FINRA Fines Credit Suisse For Settlement Violations

What happens when a major brokerage firm violates its settlement agreement with FINRA? Well, it pays another fine. No one is barred or suspended, the firm pays some more money to FINRA, and everyone is happy.

Readers will recall the historic settlement reached in April 2003 with 10 major investment firms and every securities regulator over the research issue. The fines were huge - $1.4 billion combined. There were also other provisions, including a provision to make research available to their investors.

Well, it seems that Credit Suisse may not have lived up to that part of the deal. FINRA announced today that it had
fined Credit Suisse $275,000 for failing to fully comply with the part of the settlement that required it to make independent research available to their customers.

The FINRA press release is at finra.org and it confirms that not only was the violation a failure to compy with "one of the key terms of the 2003 Global Research Analyst Settlement" but that no individuals at Credit Suisse were sanctioned in any way.
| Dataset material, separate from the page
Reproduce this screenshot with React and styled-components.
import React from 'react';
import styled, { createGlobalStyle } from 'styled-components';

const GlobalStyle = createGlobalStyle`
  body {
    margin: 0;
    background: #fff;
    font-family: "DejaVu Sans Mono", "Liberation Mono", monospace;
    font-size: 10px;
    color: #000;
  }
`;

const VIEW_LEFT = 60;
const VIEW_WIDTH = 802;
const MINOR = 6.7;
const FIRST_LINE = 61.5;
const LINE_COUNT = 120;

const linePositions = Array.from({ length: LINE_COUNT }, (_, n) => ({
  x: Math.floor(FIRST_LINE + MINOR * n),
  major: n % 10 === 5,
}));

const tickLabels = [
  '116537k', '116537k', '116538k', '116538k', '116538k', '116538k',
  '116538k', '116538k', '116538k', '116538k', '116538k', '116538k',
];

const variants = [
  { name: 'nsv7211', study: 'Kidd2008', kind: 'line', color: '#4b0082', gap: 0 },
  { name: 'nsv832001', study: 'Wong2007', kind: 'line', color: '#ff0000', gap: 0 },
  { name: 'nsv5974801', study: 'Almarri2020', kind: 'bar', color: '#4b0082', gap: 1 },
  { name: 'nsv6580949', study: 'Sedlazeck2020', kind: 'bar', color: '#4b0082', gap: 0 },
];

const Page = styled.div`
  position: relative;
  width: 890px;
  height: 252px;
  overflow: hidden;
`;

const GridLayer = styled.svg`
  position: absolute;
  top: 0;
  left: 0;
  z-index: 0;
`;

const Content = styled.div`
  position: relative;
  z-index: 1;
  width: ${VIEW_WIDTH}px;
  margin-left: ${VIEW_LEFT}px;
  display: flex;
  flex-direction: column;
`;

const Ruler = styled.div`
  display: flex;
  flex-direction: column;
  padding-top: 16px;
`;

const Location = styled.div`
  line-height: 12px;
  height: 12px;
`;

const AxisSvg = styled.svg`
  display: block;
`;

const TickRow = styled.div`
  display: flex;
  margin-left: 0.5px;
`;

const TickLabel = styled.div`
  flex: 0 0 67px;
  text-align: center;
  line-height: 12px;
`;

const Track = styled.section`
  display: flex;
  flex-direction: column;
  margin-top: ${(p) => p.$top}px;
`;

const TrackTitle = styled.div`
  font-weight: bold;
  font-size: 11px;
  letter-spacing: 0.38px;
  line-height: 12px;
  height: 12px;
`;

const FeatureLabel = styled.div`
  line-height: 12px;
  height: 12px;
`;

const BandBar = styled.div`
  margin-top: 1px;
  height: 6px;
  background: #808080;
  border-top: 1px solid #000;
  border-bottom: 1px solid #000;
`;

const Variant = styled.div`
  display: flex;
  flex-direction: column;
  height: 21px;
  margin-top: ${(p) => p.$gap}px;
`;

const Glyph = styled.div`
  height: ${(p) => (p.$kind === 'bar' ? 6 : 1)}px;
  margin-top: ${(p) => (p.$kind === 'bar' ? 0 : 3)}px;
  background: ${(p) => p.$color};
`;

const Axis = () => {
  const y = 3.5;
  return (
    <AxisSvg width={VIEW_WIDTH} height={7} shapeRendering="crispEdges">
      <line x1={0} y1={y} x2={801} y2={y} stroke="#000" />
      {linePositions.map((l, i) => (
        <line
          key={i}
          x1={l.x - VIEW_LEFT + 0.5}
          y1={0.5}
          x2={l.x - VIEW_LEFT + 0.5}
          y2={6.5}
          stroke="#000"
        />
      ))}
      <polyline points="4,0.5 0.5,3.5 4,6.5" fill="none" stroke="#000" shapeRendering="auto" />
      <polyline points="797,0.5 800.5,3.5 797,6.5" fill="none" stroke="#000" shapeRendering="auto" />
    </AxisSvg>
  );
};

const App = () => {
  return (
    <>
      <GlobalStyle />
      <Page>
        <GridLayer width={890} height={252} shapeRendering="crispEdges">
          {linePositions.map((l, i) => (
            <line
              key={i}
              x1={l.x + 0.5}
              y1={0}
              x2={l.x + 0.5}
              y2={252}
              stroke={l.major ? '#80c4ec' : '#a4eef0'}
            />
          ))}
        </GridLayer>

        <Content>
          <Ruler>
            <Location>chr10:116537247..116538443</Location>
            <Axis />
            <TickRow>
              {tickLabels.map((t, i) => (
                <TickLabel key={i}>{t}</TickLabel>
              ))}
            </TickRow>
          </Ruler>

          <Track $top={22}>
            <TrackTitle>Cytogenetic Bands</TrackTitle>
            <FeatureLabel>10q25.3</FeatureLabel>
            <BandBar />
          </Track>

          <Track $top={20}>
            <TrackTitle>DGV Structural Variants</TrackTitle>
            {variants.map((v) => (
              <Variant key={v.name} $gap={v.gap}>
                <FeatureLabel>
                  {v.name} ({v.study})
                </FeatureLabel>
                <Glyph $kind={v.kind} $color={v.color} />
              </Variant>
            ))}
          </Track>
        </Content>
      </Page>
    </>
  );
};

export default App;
According to the FINRA press release, beginning in 2004, Credit Suisse failed "on a number of occasions" to post all of the required and current independent research to its Web site. The firm posted independent research for companies not covered by Credit Suisse and was allegedly delayed in providing independent research "in a timely manner after offerings." 

It gets worse. FINRA also claims that after the firm discovered these problems, the firm "failed to implement effective measures to detect and prevent additional failures."

A brokerage firm enters into a historic settlement caused by its alleged failings with its research, it then fails to live up to a key provision of the settlement agreement, and once it learns of the failure, it fails to take sufficient steps to correct the failure. FINRA's response is a $275,000 fine against the firm.

I don't know anything about the settlement or the underlying facts, but I do know that individuals at small and mid-sized brokerage firms have been suspended for significant periods of time for less. There are often good reasons not to sanction an individual at the firm, but far too often FINRA takes the position that a violation is "too serious" for the firm to take the hit, an individual must be held responsible.

Apparently that is not so, since it is tough to imagine a more serious violation than the failure to abide by the terms of an agreement that settled a significant enforcement action.